**YOUR TASK**
Lines containing the word "that" are the ones to copy from the records below.

**INFORMATION GIVEN**
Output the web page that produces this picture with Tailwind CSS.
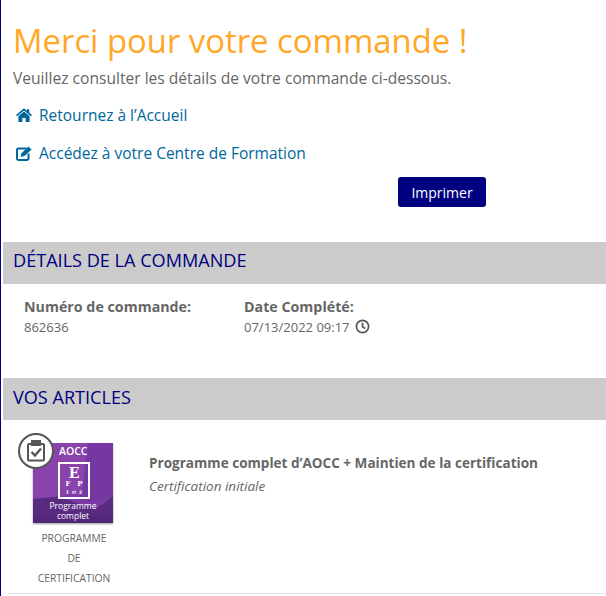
<!DOCTYPE html>
<html lang="fr">
<head>
    <meta charset="UTF-8">
    <title>Merci pour votre commande</title>
    <script src="https://cdn.jsdelivr.net/npm/@tailwindcss/browser@4"></script>
</head>
<body class="bg-white font-['Open_Sans',sans-serif] text-[#666] overflow-hidden">
    <div class="h-[596px] overflow-hidden border-l border-[#000080] pl-[2px]">
        <!-- Heading and links -->
        <div class="pl-[10px] pt-[18px]">
            <h1 class="text-[32.85px] leading-[46px] text-[#ffa726] font-medium">Merci pour votre commande !</h1>
            <p class="mt-[3px] text-[15.6px] leading-[22px]">Veuillez consulter les détails de votre commande ci-dessous.</p>
            <a class="mt-[15px] flex items-center text-[15.5px] leading-[22px] text-[#00679b]">
                <svg class="ml-[3px] mr-[7px] w-[16px] h-[14px]" viewBox="0 0 16 14" fill="#00679b"><path d="M8 0.3 L11 2.8 V1.2 H13.2 V4.6 L16 7 L15 8.2 L8 2.4 L1 8.2 L0 7 Z M8 3.4 L13.6 8 V13.2 A0.8 0.8 0 0 1 12.8 14 H9.6 V10 H6.4 V14 H3.2 A0.8 0.8 0 0 1 2.4 13.2 V8 Z"/></svg>
                Retournez à l’Accueil
            </a>
            <a class="mt-[16px] flex items-center text-[15.5px] leading-[22px] text-[#00679b]">
                <svg class="ml-[3px] mr-[7px] w-[16px] h-[15px]" viewBox="0 0 16 15" fill="none" stroke="#00679b"><path d="M10.5 2.5 H2.5 A1.5 1.5 0 0 0 1 4 V12.5 A1.5 1.5 0 0 0 2.5 14 H11 A1.5 1.5 0 0 0 12.5 12.5 V7.5" stroke-width="2"/><path d="M4.6 10.8 L5.2 7.4 L12.4 0.4 L15.6 3.4 L8.2 10.2 Z" fill="#00679b" stroke="none"/></svg>
                Accédez à votre Centre de Formation
            </a>
        </div>
        <div class="mt-[13px] pl-[395px]">
            <button class="w-[88px] h-[30px] rounded-[3px] bg-[#000080] text-white text-[14px]">Imprimer</button>
        </div>

        <!-- Order details -->
        <h2 class="mt-[35px] h-[42px] bg-[#cbcbcb] pl-[10px] text-[18.1px] leading-[36px] text-[#000080]">DÉTAILS DE LA COMMANDE</h2>
        <div class="flex pl-[21px] pt-[13px] h-[94px]">
            <div class="w-[220px]">
                <div class="text-[14.25px] leading-[20px] font-bold">Numéro de commande:</div>
                <div class="text-[13px] leading-[20px]">862636</div>
            </div>
            <div>
                <div class="text-[14.25px] leading-[20px] font-bold">Date Complété:</div>
                <div class="flex items-center text-[13px] leading-[20px]">
                    07/13/2022 09:17
                    <svg class="ml-[5px] w-[15px] h-[15px] -translate-y-[1px]" viewBox="0 0 14 14" fill="none" stroke="#555" stroke-width="1.6"><circle cx="7" cy="7" r="5.7"/><path d="M7 3.5 V7.3 L9.5 8.8"/></svg>
                </div>
            </div>
        </div>

        <!-- Items -->
        <h2 class="h-[42px] bg-[#cbcbcb] pl-[10px] text-[18.1px] leading-[38px] text-[#000080]">VOS ARTICLES</h2>
        <div class="flex">
            <div class="relative w-[142px] pl-[30px] pt-[23px]">
                <div class="relative w-[80px] h-[80px] overflow-hidden bg-[#7b3aa5] shadow-[0_1px_2px_rgba(0,0,0,0.4)] text-white">
                    <svg class="absolute inset-0 w-full h-full" viewBox="0 0 80 80"><path d="M0 0 H60 L50 50 L0 56 Z" fill="#8a42ad"/><path d="M55 0 H80 V56 L48 60 Z" fill="#7438a0"/><path d="M0 56 L26 54 L62 66 L80 54 V80 H0 Z" fill="#582a80"/><path d="M0 74 H80 V80 H0 Z" fill="#512678"/></svg>
                    <div class="absolute left-[26px] top-[1px] text-[10.5px] leading-[14px] font-semibold">AOCC</div>
                    <div class="absolute left-[25px] top-[19px] w-[32px] h-[37px] border-[2px] border-white flex flex-col items-center pt-[2px] font-['DejaVu_Serif',serif] font-bold">
                        <div class="text-[14px] leading-[14px]">E</div>
                        <div class="text-[7px] leading-[8px] flex gap-[7px]"><span>F</span><span>P</span></div>
                        <div class="mt-[2px] text-[4.5px] leading-[6px] flex gap-[3px]"><span>T</span><span>O</span><span>Z</span></div>
                    </div>
                    <div class="absolute inset-x-0 top-[58px] text-center text-[8.5px] leading-[10px]">Programme<br>complet</div>
                </div>
                <div class="absolute left-[15px] top-[13px] w-[36px] h-[36px] rounded-full bg-white border-[2px] border-[#555] flex items-center justify-center">
                    <svg class="w-[20px] h-[22px]" viewBox="0 0 20 22" fill="none" stroke="#555" stroke-width="2"><rect x="2" y="4" width="16" height="16.5" rx="1"/><rect x="6" y="1" width="8" height="4" fill="#555"/><path d="M5.5 12 L9 15.5 L15 8.5" stroke-width="2.4"/></svg>
                </div>
                <div class="mt-[5px] w-[80px] text-center text-[10.3px] leading-[20px] ml-[1px]">PROGRAMME<br>DE<br>CERTIFICATION</div>
            </div>
            <div class="pl-[4px] pt-[33px]">
                <div class="text-[13.55px] leading-[20px] font-bold">Programme complet d’AOCC + Maintien de la certification</div>
                <div class="mt-[4px] text-[13.5px] leading-[18px] italic">Certification initiale</div>
            </div>
        </div>
        <div class="mt-[5px] ml-[5px] border-t border-[#e5e5e5]"></div>
    </div>
</body>
</html>
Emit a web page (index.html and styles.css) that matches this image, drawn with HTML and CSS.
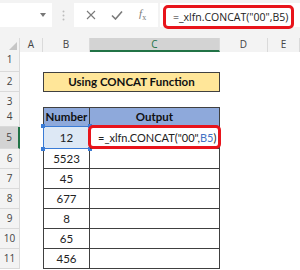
FILE: index.html
```html
<!DOCTYPE html>
<html>
<head>
<meta charset="utf-8">
<link rel="stylesheet" href="styles.css">
</head>
<body>
<div class="topbar">
    <div class="namebox">
        <svg class="arrow" width="6" height="4" viewBox="0 0 6 4"><path d="M0 0 L6 0 L3 4 Z" fill="#777777"/></svg>
    </div>
    <div class="dots">
        <svg width="3" height="11" viewBox="0 0 3 11"><circle cx="1.5" cy="1.5" r="1" fill="#bcbcbc"/><circle cx="1.5" cy="5.5" r="1" fill="#bcbcbc"/><circle cx="1.5" cy="9.5" r="1" fill="#bcbcbc"/></svg>
    </div>
    <div class="fxbox">
        <svg width="10" height="10" viewBox="0 0 10 10"><path d="M1 1 L9 9 M9 1 L1 9" stroke="#7a7a7a" stroke-width="1.1" fill="none"/></svg>
        <svg width="12" height="10" viewBox="0 0 12 10"><path d="M1 5.5 L4.5 9 L11 1.5" stroke="#7a7a7a" stroke-width="1.6" fill="none"/></svg>
        <span class="fx"><i>f</i><sub>x</sub></span>
    </div>
    <div class="formula">
        <div class="formula-hl">=_xlfn.CONCAT("00",B5)</div>
    </div>
</div>

<div class="sheet">
    <div class="row r-head">
        <div class="corner"><svg width="9" height="9" viewBox="0 0 9 9"><path d="M9 0 L9 9 L0 9 Z" fill="#c6c6c6"/></svg></div>
        <div class="ch">A</div>
        <div class="ch">B</div>
        <div class="ch ch-sel">C</div>
        <div class="ch">D</div>
        <div class="ch">E</div>
    </div>
    <div class="row r1">
        <div class="rh">1</div>
    </div>
    <div class="row r2">
        <div class="rh">2</div>
        <div class="title">Using CONCAT Function</div>
    </div>
    <div class="row r3">
        <div class="rh">3</div>
    </div>
    <div class="row r4">
        <div class="rh">4</div>
        <div class="cell b th top">Number</div>
        <div class="cell c th top">Output</div>
    </div>
    <div class="row r5">
        <div class="rh rh-sel">5</div>
        <div class="cell b anchor active">12<div class="selbox"><span class="h tl"></span><span class="h tr"></span><span class="h bl"></span><span class="h br"></span></div></div>
        <div class="cell c anchor out">=_xlfn.CONCAT("00",<span class="ref">B5</span>)<div class="redbox"></div></div>
    </div>
    <div class="row"><div class="rh">6</div><div class="cell b">5523</div><div class="cell c"></div></div>
    <div class="row"><div class="rh">7</div><div class="cell b">45</div><div class="cell c"></div></div>
    <div class="row"><div class="rh">8</div><div class="cell b">677</div><div class="cell c"></div></div>
    <div class="row"><div class="rh">9</div><div class="cell b">8</div><div class="cell c"></div></div>
    <div class="row"><div class="rh">10</div><div class="cell b">65</div><div class="cell c"></div></div>
    <div class="row"><div class="rh">11</div><div class="cell b">456</div><div class="cell c"></div></div>
</div>
</body>
</html>
```

FILE: styles.css
```css
body {
    margin: 0;
    background: #ffffff;
    font-family: Lato, "Liberation Sans", sans-serif;
    overflow: hidden;
}

/* formula bar */
.topbar {
    display: flex;
    height: 38px;
    padding-top: 3px;
    box-sizing: border-box;
    background: #f3f3f3;
}

.namebox {
    width: 52px;
    height: 24px;
    background: #ffffff;
    display: flex;
    align-items: center;
    justify-content: flex-end;
    padding-right: 6px;
    box-sizing: border-box;
}

.dots {
    width: 22px;
    height: 24px;
    display: flex;
    align-items: center;
    justify-content: center;
}

.fxbox {
    width: 84px;
    height: 24px;
    background: #ffffff;
    display: flex;
    align-items: center;
    justify-content: space-around;
    padding: 0 4px;
    box-sizing: border-box;
}

.fx {
    font-family: "Liberation Serif", serif;
    font-size: 11px;
    color: #7a7a7a;
}

.fx sub {
    font-size: 8px;
}

.formula {
    flex: 1;
    height: 24px;
    margin-left: 2px;
    background: #ffffff;
}

.formula-hl {
    margin: 2px 6px 0 3px;
    height: 24px;
    border: 3px solid #e8141b;
    border-radius: 5px;
    box-sizing: border-box;
    padding-left: 7px;
    font-family: "Open Sans", "Noto Sans", sans-serif;
    font-size: 10.5px;
    line-height: 18px;
    color: #222222;
}

/* sheet rows */
.row {
    display: grid;
    grid-template-columns: 20px 23px 47px 130px 48px 32px;
    height: 20px;
    line-height: 19px;
}

.r-head { height: 12px; }
.r1 { height: 22px; }
.r3 { height: 15px; }
.r5 { height: 22px; line-height: 21px; }

.corner, .ch {
    background: #f3f3f3;
    border-right: 1px solid #dadada;
    box-sizing: border-box;
}

.corner {
    display: flex;
    align-items: flex-end;
    justify-content: flex-end;
    padding: 0 2px 1px 0;
}

.ch {
    font-family: "Open Sans", sans-serif;
    font-size: 10px;
    line-height: 12px;
    color: #444444;
    text-align: center;
}

.ch-sel {
    background: #d3d3d3;
    border-bottom: 2px solid #217346;
    color: #217346;
}

.rh {
    grid-column: 1;
    background: #f3f3f3;
    border-bottom: 1px solid #dadada;
    border-right: 1px solid #dadada;
    box-sizing: border-box;
    font-family: "Open Sans", sans-serif;
    font-size: 10px;
    color: #444444;
    text-align: center;
}

.rh-sel {
    background: #d3d3d3;
    border-right: 2px solid #217346;
}

.title {
    grid-column: 3 / span 2;
    background: #ffe699;
    border: 1px solid #404040;
    box-sizing: border-box;
    font-weight: bold;
    font-size: 11.5px;
    line-height: 18px;
    text-align: center;
    color: #111111;
}

.cell {
    border-right: 1px solid #404040;
    border-bottom: 1px solid #404040;
    box-sizing: border-box;
    font-size: 11.5px;
    color: #222222;
    text-align: center;
}

.anchor { position: relative; }

.b {
    grid-column: 3;
    border-left: 1px solid #404040;
}

.c { grid-column: 4; }

.top {
    border-top: 1px solid #404040;
    line-height: 18px;
}

.th {
    background: #8ea9db;
    font-weight: bold;
    color: #111111;
}

.active {
    background: #dde8f5;
}

.selbox {
    position: absolute;
    left: -1px;
    top: -1px;
    right: -1px;
    bottom: -1px;
    border: 1px solid #3a7bd5;
}

.h {
    position: absolute;
    width: 4px;
    height: 4px;
    background: #3a7bd5;
}

.tl { left: -3px; top: -3px; }
.tr { right: -3px; top: -3px; }
.bl { left: -3px; bottom: -3px; }
.br { right: -3px; bottom: -3px; }

.out {
    text-align: left;
    padding-left: 8px;
    font-size: 11px;
}

.ref { color: #4472c4; }

.redbox {
    position: absolute;
    left: -2px;
    top: -2px;
    right: -2px;
    bottom: -1px;
    border: 3px solid #e8141b;
    border-radius: 5px;
}
```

**FINISHED TASK**
Output the web page that produces this picture with Tailwind CSS.
Emit a web page (index.html and styles.css) that matches this image, drawn with HTML and CSS.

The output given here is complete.